Tour of Anchorage 2015- Aftermath I

Since I completely trashed this year's edition of the Tour of Fairbanks and pooped on all of the hard work of people I really admire, it's only fair I spread some feces around.
 
Let me start with the various fields that competed:
 
Open Men was stacked this year with a lot of very strong riders. A few years ago, 4 or 5 of the same old faces were all that lined up in Open/Expert for the biggest event of the season. The rest sandbagged in lower classes/Masters or just didn't show up. This year, partially due to an infusion of new blood and a strong Fairbanks contingent, the racing was spirited and a lot of fun to watch. My hope is that this trend continues, because it broadened the perception of the type of racer that competes in that class. Not everyone can win the overall. Not everyone can take a stage or even stand on the podium. However, with a larger field the chances for team dynamics affecting the race are increased, so everyone has a chance to take a role in how it was shaped. The teamwork that brought Joey back to the pack after his mechanical on Saturday or Riley back from his crash on Sunday is what I'm talking about. This is what makes racing interesting, and how even someone 10 minutes down on GC can contribute. Teamwork was the big story of this year's Open Class, and watching guys like Chris Knott explode after burying themselves to help a teammate was inspiring to see.
 
Racing.
 
Intermediate Men was tiny in comparison to previous years. It's been that way all season, and the only way I can explain it is that people miss me now that I'm not racing in that class anymore. I wish I could pin it down to the weather, injuries, or scheduling concerns, but it's a troubling pattern. Sometimes the rise or fall of a class is a result of millions of different reasons. It's a shame, because this class feeds Open. Smaller fields mean that tactics play less of a role than pure strength, and that isn't the best preparation for racing with the fast kids.
 
Beginner Men also experienced a significant drop in participation. This is where the long-term viability of the Road Division is secured. Without new bodies willing to progress through the ranks to the limits of their capabilities, we're just left with the same old faces aging out of contention. Aggressive recruitment, mentoring, and a defined roadmap for progression would be a start to turning this around.
 
Juniors. I'm grouping all of them together because there were only a handful. That may sound negative, but it's actually an increase as far as I can remember. It was great to see young kids out there racing and talking about future goals in the sport. When racers talk about the future, you know you have them hooked. Then you just have to reel them in and gut them like a Chinook in proper road racing fashion.

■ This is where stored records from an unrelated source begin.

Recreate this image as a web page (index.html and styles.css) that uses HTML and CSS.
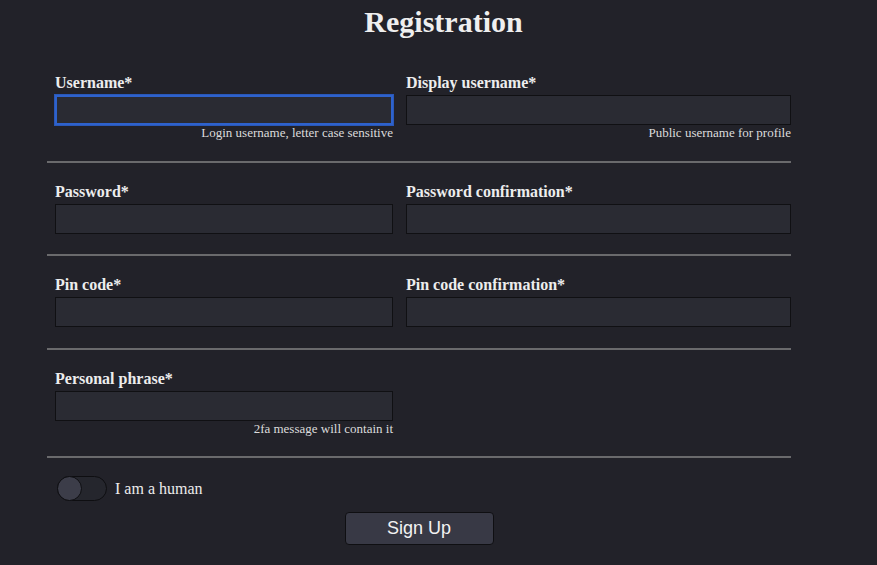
FILE: index.html
```html
<!DOCTYPE html>
<html lang="en">
<head>
<meta charset="utf-8">
<title>Registration</title>
<link rel="stylesheet" href="styles.css">
</head>
<body>
<main class="page">
  <h1 class="title">Registration</h1>
  <form class="form">
    <div class="row">
      <div class="field">
        <label class="label" for="username">Username*</label>
        <input class="input input-focus" id="username" type="text">
        <div class="hint">Login username, letter case sensitive</div>
      </div>
      <div class="field">
        <label class="label" for="display">Display username*</label>
        <input class="input" id="display" type="text">
        <div class="hint">Public username for profile</div>
      </div>
    </div>
    <hr class="divider">
    <div class="row">
      <div class="field">
        <label class="label" for="password">Password*</label>
        <input class="input" id="password" type="password">
      </div>
      <div class="field">
        <label class="label" for="password2">Password confirmation*</label>
        <input class="input" id="password2" type="password">
      </div>
    </div>
    <hr class="divider">
    <div class="row">
      <div class="field">
        <label class="label" for="pin">Pin code*</label>
        <input class="input" id="pin" type="password">
      </div>
      <div class="field">
        <label class="label" for="pin2">Pin code confirmation*</label>
        <input class="input" id="pin2" type="password">
      </div>
    </div>
    <hr class="divider">
    <div class="row">
      <div class="field">
        <label class="label" for="phrase">Personal phrase*</label>
        <input class="input" id="phrase" type="text">
        <div class="hint">2fa message will contain it</div>
      </div>
    </div>
    <hr class="divider">
    <div class="human">
      <span class="toggle"><span class="knob"></span></span>
      <span class="human-text">I am a human</span>
    </div>
    <div class="actions">
      <button class="btn" type="button">Sign Up</button>
    </div>
  </form>
</main>
</body>
</html>
```
FILE: styles.css
```css
html, body {
  margin: 0;
  padding: 0;
  background: #222229;
  height: 100%;
}
body {
  font-family: "Liberation Serif", "Times New Roman", serif;
  color: #ececec;
}
.page {
  width: 877px;
}
.title {
  margin: 0 0 15px;
  padding: 5px 0 0 10px;
  font-size: 30px;
  line-height: 34px;
  font-weight: bold;
  text-align: center;
  color: #efefef;
}
.form {
  margin-left: 47px;
  width: 744px;
}
.row {
  display: grid;
  grid-template-columns: 338px 385px;
  column-gap: 13px;
  padding: 20px 0 20.5px 8px;
}
.field {
  display: flex;
  flex-direction: column;
}
.label {
  font-size: 16px;
  line-height: 18px;
  font-weight: bold;
  margin-bottom: 3px;
  color: #ededed;
}
.input {
  box-sizing: border-box;
  height: 30px;
  margin: 0;
  background: #2a2b33;
  border: 1px solid #101013;
  border-radius: 0;
  padding: 0 6px;
  color: #eee;
  outline: none;
}
.input-focus {
  border: 2px solid #2e62cc;
  box-shadow: 0 0 0 1px #2a58b8;
}
.hint {
  font-size: 13px;
  line-height: 15px;
  text-align: right;
  color: #dcdcdc;
}
.divider {
  margin: 0;
  border: 0;
  height: 2px;
  background: #6a6a6c;
}
.human {
  display: flex;
  align-items: center;
  gap: 8px;
  padding: 18px 0 0 10px;
}
.toggle {
  box-sizing: border-box;
  width: 50px;
  height: 25px;
  border-radius: 13px;
  background: #25262d;
  border: 1px solid #0e0e11;
  display: flex;
  align-items: center;
}
.knob {
  box-sizing: border-box;
  width: 25px;
  height: 25px;
  margin-left: -1px;
  border-radius: 50%;
  background: #3c3d49;
  border: 1px solid #0e0e11;
}
.human-text {
  font-size: 16px;
  line-height: 18px;
  color: #ececec;
}
.actions {
  display: flex;
  justify-content: center;
  padding-top: 11px;
}
.btn {
  box-sizing: border-box;
  width: 149px;
  height: 33px;
  background: #383945;
  border: 1px solid #0f0f12;
  border-radius: 4px;
  color: #f2f2f2;
  font-family: "Liberation Sans", Arial, sans-serif;
  font-size: 18px;
  padding: 0;
}
```
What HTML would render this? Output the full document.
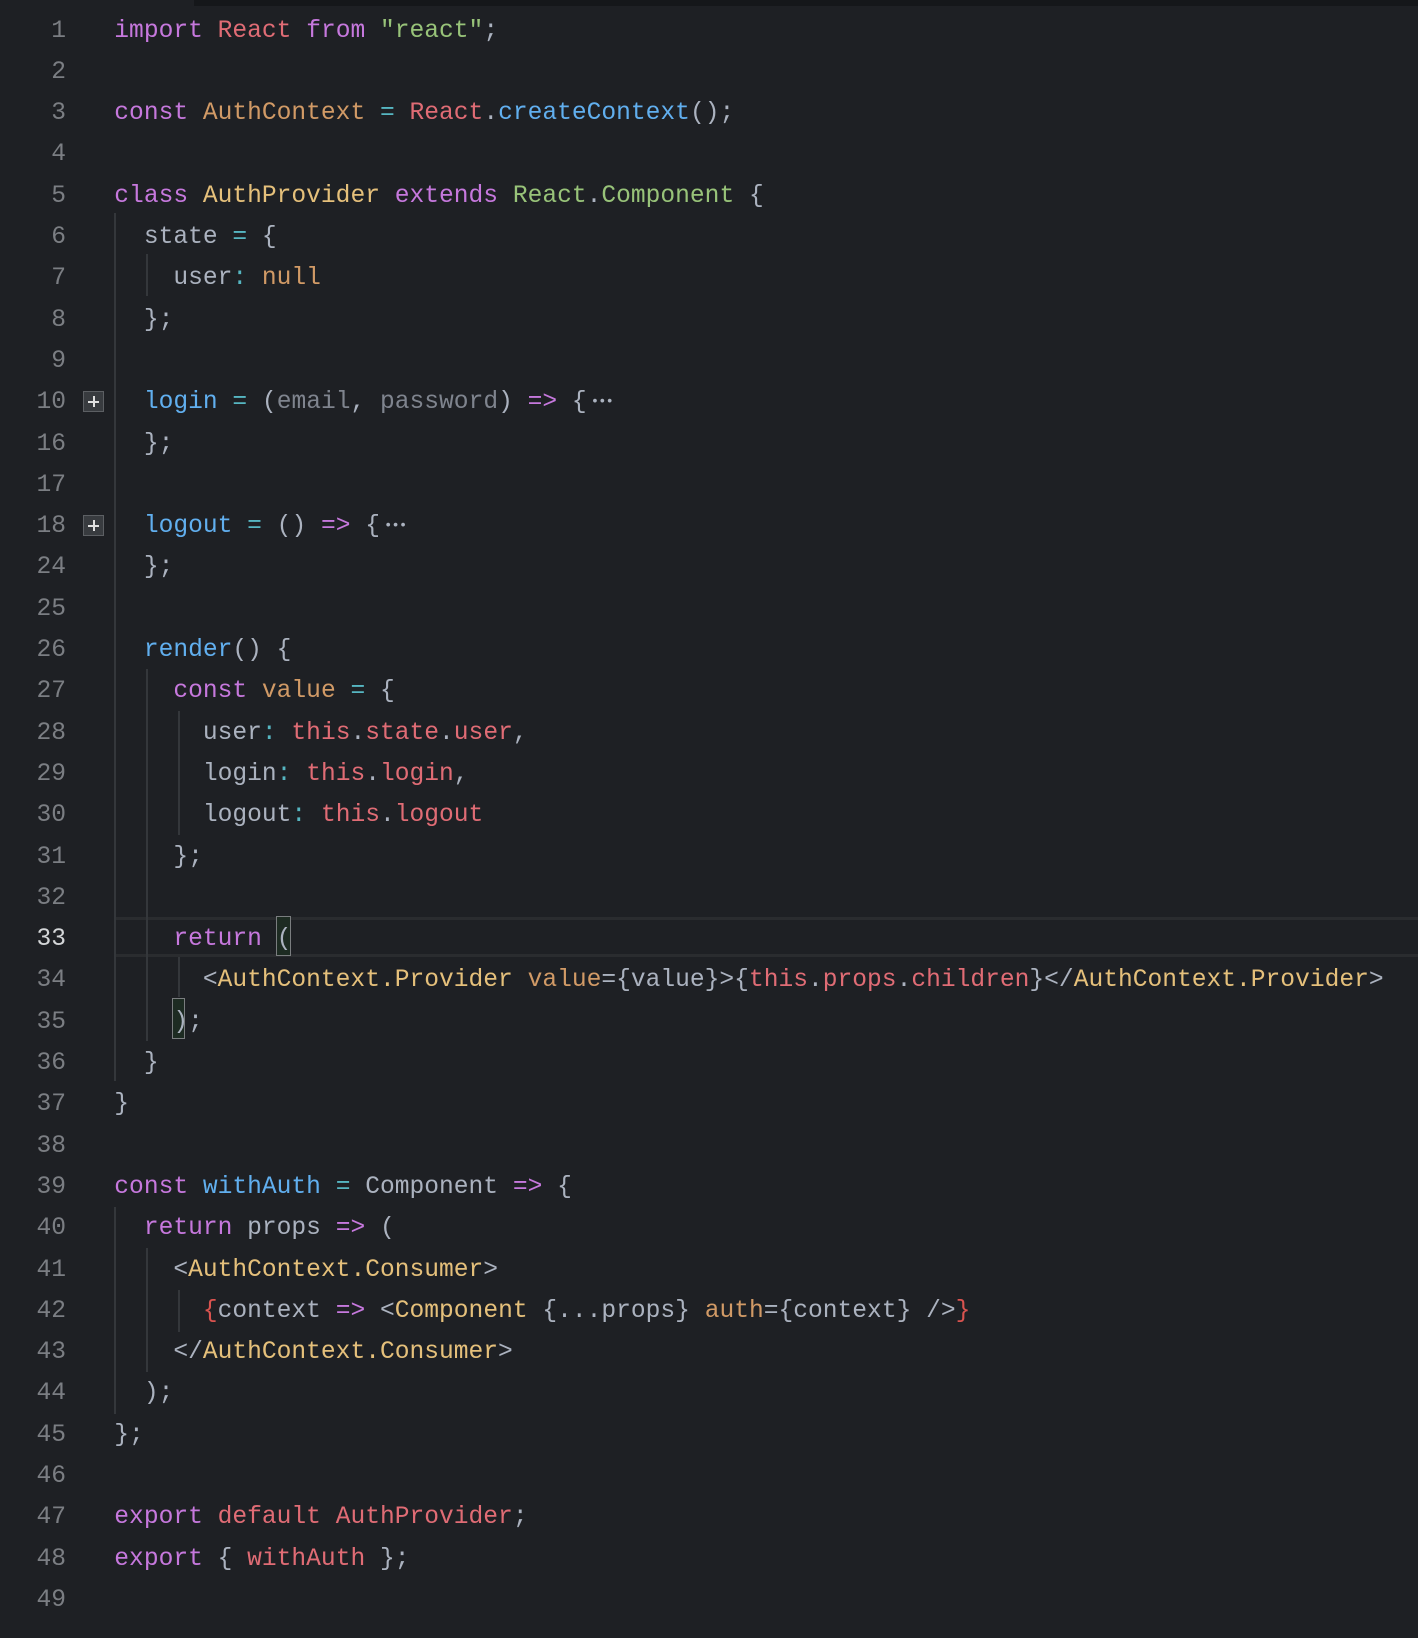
<!DOCTYPE html>
<html><head><meta charset="utf-8"><style>
html,body{margin:0;padding:0;}
body{width:1418px;height:1638px;background:#1e2024;position:relative;overflow:hidden;font-family:"Liberation Mono",monospace;font-size:24.6px;}
#w{position:absolute;left:0;top:3.5px;width:1418px;height:1630px;}
.r{position:absolute;left:0;height:41.3px;line-height:41.3px;width:1418px;}
.n{position:absolute;right:1352px;color:#7b7e83;text-align:right;}
.c{position:absolute;left:114.3px;white-space:pre;color:#abb2bf;}
.g{position:absolute;width:2px;background:#34373b;}
.k{color:#c678dd}.rd{color:#e06c75}.o{color:#d19a66}.y{color:#e5c07b}.gr{color:#98c379}.b{color:#61afef}.cy{color:#56b6c2}.p{color:#7f848e}.d{color:#abb2bf}
.fold{position:absolute;left:83px;width:19px;height:19px;border:1.5px solid #5c5f63;background:#383b3f;}
.fold:before{content:"";position:absolute;left:4px;top:8.5px;width:11px;height:2px;background:#e0e0e0;}
.fold:after{content:"";position:absolute;left:8.5px;top:4px;width:2px;height:11px;background:#e0e0e0;}
.el{font-size:14px;vertical-align:top;letter-spacing:-1px;color:#abb2bf;margin-left:4px;}
</style></head><body>
<div style="position:absolute;left:194px;top:0;width:1224px;height:6px;background:#15171a"></div>
<div style="position:absolute;left:114px;top:917px;width:1304px;height:3px;background:#2a2c2f"></div>
<div style="position:absolute;left:114px;top:954px;width:1304px;height:3px;background:#2a2c2f"></div>
<div style="position:absolute;left:276px;top:916px;width:13px;height:38px;border:1.5px solid #7a7d7f;background:#1d2b22"></div>
<div style="position:absolute;left:172px;top:998px;width:11px;height:39px;border:1.5px solid #7a7d7f;background:#1d2b22"></div>
<div class="g" style="left:114px;top:213px;height:868px"></div>
<div class="g" style="left:114px;top:1207px;height:207px"></div>
<div class="g" style="left:146px;top:254px;height:42px"></div>
<div class="g" style="left:146px;top:669px;height:372px"></div>
<div class="g" style="left:146px;top:1248px;height:124px"></div>
<div class="g" style="left:178px;top:711px;height:124px"></div>
<div class="g" style="left:178px;top:957px;height:40px"></div>
<div class="g" style="left:178px;top:1290px;height:42px"></div>
<div id="w">
<div class="r" style="top:7px"><span class="n">1</span><span class="c"><span class="k">import</span> <span class="rd">React</span> <span class="k">from</span> <span class="gr">"react"</span>;</span></div>
<div class="r" style="top:48.3px"><span class="n">2</span></div>
<div class="r" style="top:89.6px"><span class="n">3</span><span class="c"><span class="k">const</span> <span class="o">AuthContext</span> <span class="cy">=</span> <span class="rd">React</span>.<span class="b">createContext</span>();</span></div>
<div class="r" style="top:130.9px"><span class="n">4</span></div>
<div class="r" style="top:172.2px"><span class="n">5</span><span class="c"><span class="k">class</span> <span class="y">AuthProvider</span> <span class="k">extends</span> <span class="gr">React</span>.<span class="gr">Component</span> {</span></div>
<div class="r" style="top:213.5px"><span class="n">6</span><span class="c">  state <span class="cy">=</span> {</span></div>
<div class="r" style="top:254.8px"><span class="n">7</span><span class="c">    user<span class="cy">:</span> <span class="o">null</span></span></div>
<div class="r" style="top:296.1px"><span class="n">8</span><span class="c">  };</span></div>
<div class="r" style="top:337.4px"><span class="n">9</span></div>
<div class="r" style="top:378.7px"><span class="n">10</span><span class="fold" style="top:9px"></span><span class="c">  <span class="b">login</span> <span class="cy">=</span> (<span class="p">email</span>, <span class="p">password</span>) <span class="k">=&gt;</span> {<span class="el">•••</span></span></div>
<div class="r" style="top:420px"><span class="n">16</span><span class="c">  };</span></div>
<div class="r" style="top:461.3px"><span class="n">17</span></div>
<div class="r" style="top:502.6px"><span class="n">18</span><span class="fold" style="top:9px"></span><span class="c">  <span class="b">logout</span> <span class="cy">=</span> () <span class="k">=&gt;</span> {<span class="el">•••</span></span></div>
<div class="r" style="top:543.9px"><span class="n">24</span><span class="c">  };</span></div>
<div class="r" style="top:585.2px"><span class="n">25</span></div>
<div class="r" style="top:626.5px"><span class="n">26</span><span class="c">  <span class="b">render</span>() {</span></div>
<div class="r" style="top:667.8px"><span class="n">27</span><span class="c">    <span class="k">const</span> <span class="o">value</span> <span class="cy">=</span> {</span></div>
<div class="r" style="top:709.1px"><span class="n">28</span><span class="c">      user<span class="cy">:</span> <span class="rd">this</span>.<span class="rd">state</span>.<span class="rd">user</span>,</span></div>
<div class="r" style="top:750.4px"><span class="n">29</span><span class="c">      login<span class="cy">:</span> <span class="rd">this</span>.<span class="rd">login</span>,</span></div>
<div class="r" style="top:791.7px"><span class="n">30</span><span class="c">      logout<span class="cy">:</span> <span class="rd">this</span>.<span class="rd">logout</span></span></div>
<div class="r" style="top:833px"><span class="n">31</span><span class="c">    };</span></div>
<div class="r" style="top:874.3px"><span class="n">32</span></div>
<div class="r" style="top:915.6px"><span class="n" style="color:#d4d6d8">33</span><span class="c">    <span class="k">return</span> (</span></div>
<div class="r" style="top:956.9px"><span class="n">34</span><span class="c">      &lt;<span class="y">AuthContext.Provider</span> <span class="o">value</span>={value}&gt;{<span class="rd">this</span>.<span class="rd">props</span>.<span class="rd">children</span>}&lt;/<span class="y">AuthContext.Provider</span>&gt;</span></div>
<div class="r" style="top:998.2px"><span class="n">35</span><span class="c">    );</span></div>
<div class="r" style="top:1039.5px"><span class="n">36</span><span class="c">  }</span></div>
<div class="r" style="top:1080.8px"><span class="n">37</span><span class="c">}</span></div>
<div class="r" style="top:1122.1px"><span class="n">38</span></div>
<div class="r" style="top:1163.4px"><span class="n">39</span><span class="c"><span class="k">const</span> <span class="b">withAuth</span> <span class="cy">=</span> Component <span class="k">=&gt;</span> {</span></div>
<div class="r" style="top:1204.7px"><span class="n">40</span><span class="c">  <span class="k">return</span> props <span class="k">=&gt;</span> (</span></div>
<div class="r" style="top:1246px"><span class="n">41</span><span class="c">    &lt;<span class="y">AuthContext.Consumer</span>&gt;</span></div>
<div class="r" style="top:1287.3px"><span class="n">42</span><span class="c">      <span style="color:#d9534f">{</span>context <span class="k">=&gt;</span> &lt;<span class="y">Component</span> {...props} <span class="o">auth</span>={context} /&gt;<span style="color:#d9534f">}</span></span></div>
<div class="r" style="top:1328.6px"><span class="n">43</span><span class="c">    &lt;/<span class="y">AuthContext.Consumer</span>&gt;</span></div>
<div class="r" style="top:1369.9px"><span class="n">44</span><span class="c">  );</span></div>
<div class="r" style="top:1411.2px"><span class="n">45</span><span class="c">};</span></div>
<div class="r" style="top:1452.5px"><span class="n">46</span></div>
<div class="r" style="top:1493.8px"><span class="n">47</span><span class="c"><span class="k">export</span> <span class="rd">default</span> <span class="rd">AuthProvider</span>;</span></div>
<div class="r" style="top:1535.1px"><span class="n">48</span><span class="c"><span class="k">export</span> { <span class="rd">withAuth</span> };</span></div>
<div class="r" style="top:1576.4px"><span class="n">49</span></div>
</div>
</body></html>
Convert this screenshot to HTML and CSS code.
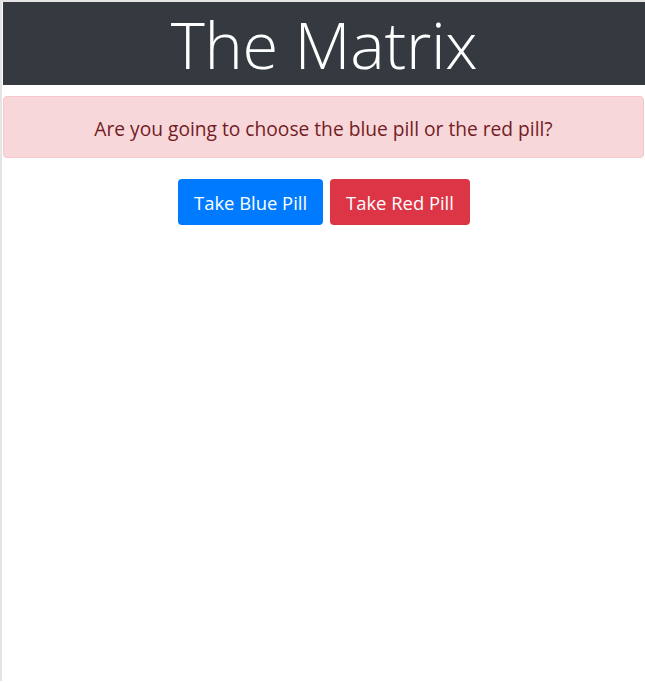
FILE: index.html
```html
<!DOCTYPE html>
<html>
<head>
<meta charset="utf-8">
<link rel="stylesheet" href="styles.css">
</head>
<body>
<div class="frame">
  <header class="banner">
    <h1 class="title">The Matrix</h1>
  </header>
  <div class="alert">Are you going to choose the blue pill or the red pill?</div>
  <div class="actions">
    <button class="btn btn-blue">Take Blue Pill</button>
    <button class="btn btn-red">Take Red Pill</button>
  </div>
</div>
</body>
</html>
```
FILE: styles.css
```css
html, body {
  margin: 0;
  padding: 0;
  background: #fff;
}
body {
  font-family: "Open Sans", "Noto Sans", sans-serif;
}
.frame {
  border-left: 2px solid #e4e4e4;
  border-top: 2px solid #e4e4e4;
  padding-left: 1px;
  min-height: 681px;
  box-sizing: border-box;
}
.banner {
  background: #343a40;
  display: flex;
  align-items: center;
  justify-content: center;
}
.title {
  margin: 0;
  color: #fff;
  font-weight: 300;
  font-size: 65px;
  line-height: 83px;
  letter-spacing: -0.3px;
  padding-top: 1px;
  height: 82px;
}
.alert {
  margin: 11px 1px 0 0;
  background: #f8d7da;
  border: 1px solid #f5c6cb;
  border-radius: 4px;
  color: #721c24;
  height: 62px;
  box-sizing: border-box;
  display: flex;
  align-items: center;
  justify-content: center;
  font-size: 19.2px;
  padding-top: 2px;
}
.actions {
  display: flex;
  justify-content: center;
  gap: 7px;
  margin-top: 21px;
}
.btn {
  font-family: inherit;
  font-size: 18.4px;
  color: #fff;
  border: none;
  border-radius: 4px;
  height: 46px;
  padding: 0 16px;
  cursor: pointer;
}
.btn-blue { background: #007bff; }
.btn-red { background: #dc3545; }
```
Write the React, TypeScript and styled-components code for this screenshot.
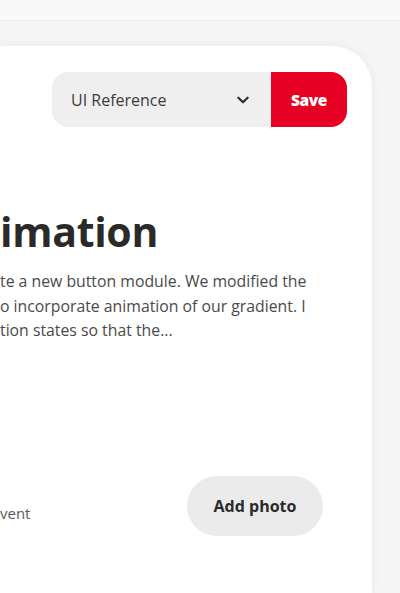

Women's Classes. I love watching women race, and not just because I'm a leering pervert. OK, mostly because of that, but also because I like watching anyone race. More women racing makes it more appealing to more women. Posies is a prime example, although we haven't translated that success over to the regular road division races. If someone could crack that riddle and figure out a solution, let me know.
 
Bigger classes across the board. A rising tide lifts all boats. In my ego-centric world, a robust racing community secures more opportunities for me to display my mad skills at suckitude. Again, the common theme running through this blog is that it's all about me. I can't race my bike if there aren't any races, and chasing down Freds on the Coastal Trail just isn't quite the same. Not that there's anything wrong with being a Fred, because they're out there riding, buying bikes/parts/accessories, and therefore subsidizing my hobby.
 
Me. Me. Me.
 
On that note, I'll end this entry and continue it in another because my fingers are starting to get tired. As always, I have opinions on everything, and you're entitled to all of them. Please be patient while I shove them down your throat, as I have to package them in a manner that makes them painful and therefore memorable.